22-EPN3-107: Characterising the electron-impact-induced emission of CS2 to constrain sulfur abundances in cometary and planetary atmospheres
Visit by Steven Bromley, Auburn University (USA), to TA2 Facility 13 – Electron Induced Fluorescence Laboratory (Slovakia).
Dates of visit: 08 – 19 May 2023
The main goals of the 2023 visit were to study the electron impact emission cross sections, spectral features, and dissociation thresholds of CS2 gas. The products of CS2 – atomic sulfur and its ions, CS, excited CS2, and CS2+ – make CS2 a rich target of inquiry. Further, the products CS and atomic S are routinely observed in near-nucleus observations of comets (see e.g. discussion in Noonan et al. 2023). Measurements of sulfur abundances in comets show discrepancies between remote and in-situ observations, and improved electron-impact data for CS2 may help resolve this discrepancy. The present experiments are part of a long-term campaign to understand diagnostic electron-impact driven emission and ionization of diatomic/polyatomic molecules in cometary atmospheres.
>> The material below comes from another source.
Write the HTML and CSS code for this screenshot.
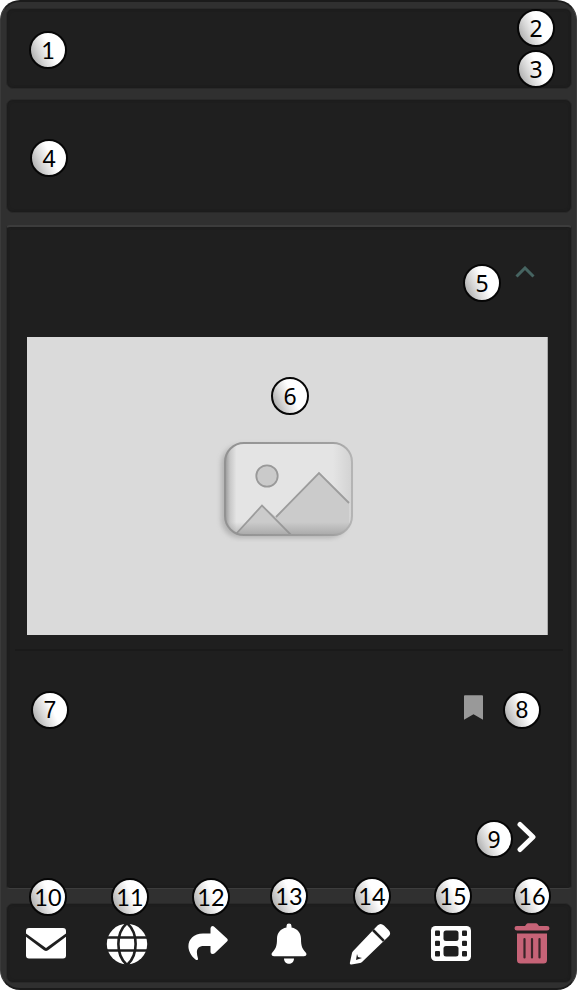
FILE: index.html
```html
<!DOCTYPE html>
<html lang="en">
<head>
<meta charset="utf-8">
<title>Card layout guide</title>
<link rel="stylesheet" href="styles.css">
</head>
<body>
<main class="device">
  <section class="panel header">
    <span class="badge b1 based">1</span><span class="badge b2">2</span><span class="badge b3">3</span>
  </section>
  <section class="panel summary"><span class="badge b4">4</span></section>
  <section class="panel content">
    <div class="content-head">
      <svg class="chevron-up" viewBox="0 0 20 12"><path d="M1.500 10.500 10 2l8.500 8.500"/></svg>
    </div>
    <div class="picture">
      <svg class="placeholder" viewBox="0 0 144 108">
        <defs>
          <linearGradient id="edge" x2="1"><stop offset="0" stop-color="#989898"/><stop offset=".04" stop-color="#c8c8c8"/><stop offset=".09" stop-color="#e4e4e4"/><stop offset=".85" stop-color="#e4e4e4"/><stop offset="1" stop-color="#d2d2d2"/></linearGradient>
          <linearGradient id="base" x2="0" y2="1"><stop offset=".86" stop-color="#888" stop-opacity="0"/><stop offset="1" stop-color="#888" stop-opacity=".5"/></linearGradient>
          <linearGradient id="rim" x2="1"><stop offset="0" stop-color="#929292"/><stop offset=".85" stop-color="#a0a0a0"/><stop offset="1" stop-color="#b4b4b4"/></linearGradient>
          <filter id="soft" x="-20%" y="-20%" width="140%" height="140%"><feGaussianBlur stdDeviation="2.500"/></filter>
          <clipPath id="frame"><rect x="9" y="9" width="127" height="92" rx="19"/></clipPath>
        </defs>
        <rect x="5" y="11" width="127" height="93" rx="19" fill="#999" opacity=".6" filter="url(#soft)"/>
        <rect x="9" y="9" width="127" height="92" rx="19" fill="url(#edge)"/>
        <g clip-path="url(#frame)">
          <path d="M20 101 46 71.500 60 83 103 39l30 30v40H20z" fill="#cbcbcb"/>
          <path d="M20 100 46 71.500 75 101M60 83 103 39l30 30" fill="none" stroke="#9c9c9c" stroke-width="1.800"/>
          <rect x="9" y="9" width="127" height="92" fill="url(#base)"/>
        </g>
        <circle cx="51" cy="42" r="10.700" fill="#cacaca" stroke="#999" stroke-width="1.800"/>
        <rect x="9" y="9" width="127" height="92" rx="19" fill="none" stroke="url(#rim)" stroke-width="2"/>
      </svg>
      <span class="badge b6">6</span>
    </div>
    <div class="divider"></div>
    <div class="bookmark-row">
      <svg class="bookmark" viewBox="0 0 20 26"><path d="M1 0h18q1 0 1 1v25l-10-6-10 6V1q0-1 1-1z" fill="#999"/></svg>
    </div>
    <div class="next-row">
      <svg class="next" viewBox="0 0 20 32"><path d="m3 3.500 13 12.500L3 28.500"/></svg>
    </div>
    <span class="badge b5">5</span><span class="badge b7 plain">7</span><span class="badge b8 plain">8</span><span class="badge b9">9</span>
  </section>
  <nav class="panel toolbar">
    <div class="tool">
      <svg viewBox="0 0 42 42"><path d="M4 5h34q3 0 3 3v2.500L21 25 1 10.500V8q0-3 3-3zM1 13.800l18 13.500q2 1.500 4 0L41 13.800v18.700q0 3-3 3H4q-3 0-3-3z"/></svg>
      <span class="badge b10 based">10</span>
    </div>
    <div class="tool">
      <svg viewBox="0 0 42 42"><circle cx="21" cy="21" r="20.200"/><path class="cut" d="M0 14.500h42M0 27.500h42M21 0C9.500 10 9.500 32 21 42M21 0c11.500 10 11.500 32 0 42"/></svg>
      <span class="badge b11 based">11</span>
    </div>
    <div class="tool">
      <svg viewBox="0 0 42 42"><path d="M23.500 5.500q0-2.500 2-2.500 1 0 2 1L40 15.500q1.500 1.500 0 3L28 30q-1 1-2.500 1-2 0-2-2v-6H17c-8 0-8 6-6 12.500.4 1.500-1.500 2-2.500 1C-4 26 1 10.500 16 10.500h7.500z"/></svg>
      <span class="badge b12 based">12</span>
    </div>
    <div class="tool">
      <svg viewBox="0 0 42 42"><path d="M21 .5q2.500 0 2.500 2.400v1.500c6 1 9.500 5.700 9.500 11.300 0 8 1.500 10 4.500 13.500 2 2.300.5 4-1.500 4H6c-2 0-3.500-1.700-1.500-4C7.500 25.700 9 23.700 9 15.700 9 10.100 12.500 5.400 18.500 4.400V2.900Q18.500.5 21 .5zM16 35.500h10c0 7-10 7-10 0z"/></svg>
      <span class="badge b13 based">13</span>
    </div>
    <div class="tool">
      <svg viewBox="0 0 42 42"><path d="M28.500 2.500q3-3 6.500 0l4.500 4.500q3.300 3.500 0 6.500L13 39q-1 .8-2 1l-8.500 1.500q-2 .3-1.600-1.800L3 30q.3-1.200 1.200-2z"/><path class="cut" d="m24 7 10.800 10.800"/><path class="hole" d="m8 31-1 6 6-2-4-1z"/></svg>
      <span class="badge b14 based">14</span>
    </div>
    <div class="tool">
      <svg viewBox="0 0 42 42"><rect x="1" y="3" width="40" height="35" rx="4.500"/><g class="hole"><rect x="13.500" y="7.500" width="15" height="10.500" rx="2.500"/><rect x="13.500" y="23" width="15" height="10.500" rx="2.500"/><rect x="5" y="7.500" width="5" height="5.500" rx="1"/><rect x="5" y="17.800" width="5" height="5.200" rx="1"/><rect x="5" y="28" width="5" height="5.500" rx="1"/><rect x="32" y="7.500" width="5" height="5.500" rx="1"/><rect x="32" y="17.800" width="5" height="5.200" rx="1"/><rect x="32" y="28" width="5" height="5.500" rx="1"/></g></svg>
      <span class="badge b15 based">15</span>
    </div>
    <div class="tool danger">
      <svg viewBox="0 0 42 42"><path d="M6 3h8l1.500-2q.5-.7 1.500-.7h8q1 0 1.500.7L28 3h8q2.500 0 2.500 2.200T36 7.500H6q-2.500 0-2.500-2.300T6 3zM6 10.500h30V37q0 3.500-3.500 3.500h-23Q6 40.500 6 37z"/><path class="slots" d="M13.500 16v18.500M21 16v18.500M28.500 16v18.500"/></svg>
      <span class="badge b16 based">16</span>
    </div>
  </nav>
</main>
</body>
</html>
```
FILE: styles.css
```css
* { box-sizing: border-box; }
body { margin: 0; background: #fff; font-family: "Noto Sans", sans-serif; }
.device {
  height: 990px;
  padding: 6px 4px 5px 5px;
  display: flex;
  flex-direction: column;
  gap: 10px;
  background: #303030;
  border: 2px solid #1b1b1b;
  border-left: 1px solid #3a3a3a;
  border-right: 1px solid #3a3a3a;
  border-radius: 20px;
}
.panel {
  position: relative;
  background: #1f1f1f;
  border: 1px solid #292929;
  border-radius: 7px;
  box-shadow: inset 0 0 3px #191919;
}
.header { height: 81px; }
.summary { height: 114px; }
.content { height: 664px; margin-top: 2px; border-top: 2px solid #3c3c3c; border-bottom-color: #3d3d3d; border-radius: 4px; }
.content-head { height: 110px; padding: 39px 36px 0 0; display: flex; justify-content: flex-end; }
.chevron-up { width: 20px; height: 12px; fill: none; stroke: #466461; stroke-width: 3; }
.picture {
  position: relative;
  height: 298px;
  margin: 0 23px 0 20px;
  padding-top: 97px;
  display: flex;
  justify-content: center;
  background: #dadada;
  border-right: 1px solid #aaa;
}
.placeholder { width: 144px; height: 108px; margin-left: 2px; }
.divider { height: 16px; margin: 0 8px; border-bottom: 2px solid #1a1a1a; }
.bookmark-row { height: 120px; padding: 44px 88px 0 0; display: flex; justify-content: flex-end; }
.bookmark { width: 19px; height: 25px; }
.next-row { padding: 50px 34px 0 0; display: flex; justify-content: flex-end; }
.next { width: 20px; height: 32px; fill: none; stroke: #fff; stroke-width: 5; stroke-linecap: round; stroke-linejoin: round; }
.toolbar { height: 80px; margin-top: 4px; padding: 19px 18px 0; display: flex; justify-content: space-between; }
.tool { position: relative; width: 42px; height: 42px; }
.tool svg { display: block; width: 42px; height: 42px; fill: #fff; }
.tool .cut { fill: none; stroke: #1f1f1f; stroke-width: 2.6; }
.tool .hole { fill: #1f1f1f; }
.danger svg { fill: #c66377; }
.danger .slots { fill: none; stroke: #3a2529; stroke-width: 2.2; stroke-linecap: round; }
.badge {
  position: absolute;
  width: 38px;
  height: 38px;
  border: 2px solid #060606;
  border-radius: 50%;
  background: linear-gradient(65deg, #aaa 8%, #d6d6d6 30%, #fff 56%);
  color: #000;
  font-size: 23px;
  line-height: 34px;
  text-align: center;
}
.based { font-family: Lato, sans-serif; font-size: 23.5px; }
.plain { font-family: "Liberation Sans", sans-serif; line-height: 35px; }
.b1 { left: 22px; top: 22px; }
.b2 { left: 510px; top: 0; }
.b3 { left: 510px; top: 41px; }
.b4 { left: 23px; top: 39px; }
.b5 { left: 456px; top: 37px; }
.b6 { left: 244px; top: 40px; }
.b7 { left: 24px; top: 464px; }
.b8 { left: 496px; top: 464px; }
.b9 { left: 468px; top: 593px; }
.b10, .b11, .b12 { top: -45px; }
.b13, .b14, .b15, .b16 { top: -46px; }
.b10, .b14, .b15 { left: 4px; }
.b11, .b12 { left: 5px; }
.b13, .b16 { left: 2px; }
```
We expect these data will provide valuable insights in one of our ongoing projects to investigate sulfur abundances through analyses of 100+ archived comet observations. In the first week of our visit to the EIF lab, we measured the electron-impact spectrum of CS2 gas at various electron energies between 0 – 100 eV, with energies chosen based on known thresholds for CS, CS2+, and atomic fragment production. During this time, we also began developing an emission model for CS in order to simplify the future analyses of these data. In the second week of the visit, higher-resolution spectra and several cross sections were measured in order to begin comparisons to existing literature. We also identified, for the first time, the emissions of atomic fragments (S I, S II) in the near-infrared red-ward of 600 nm.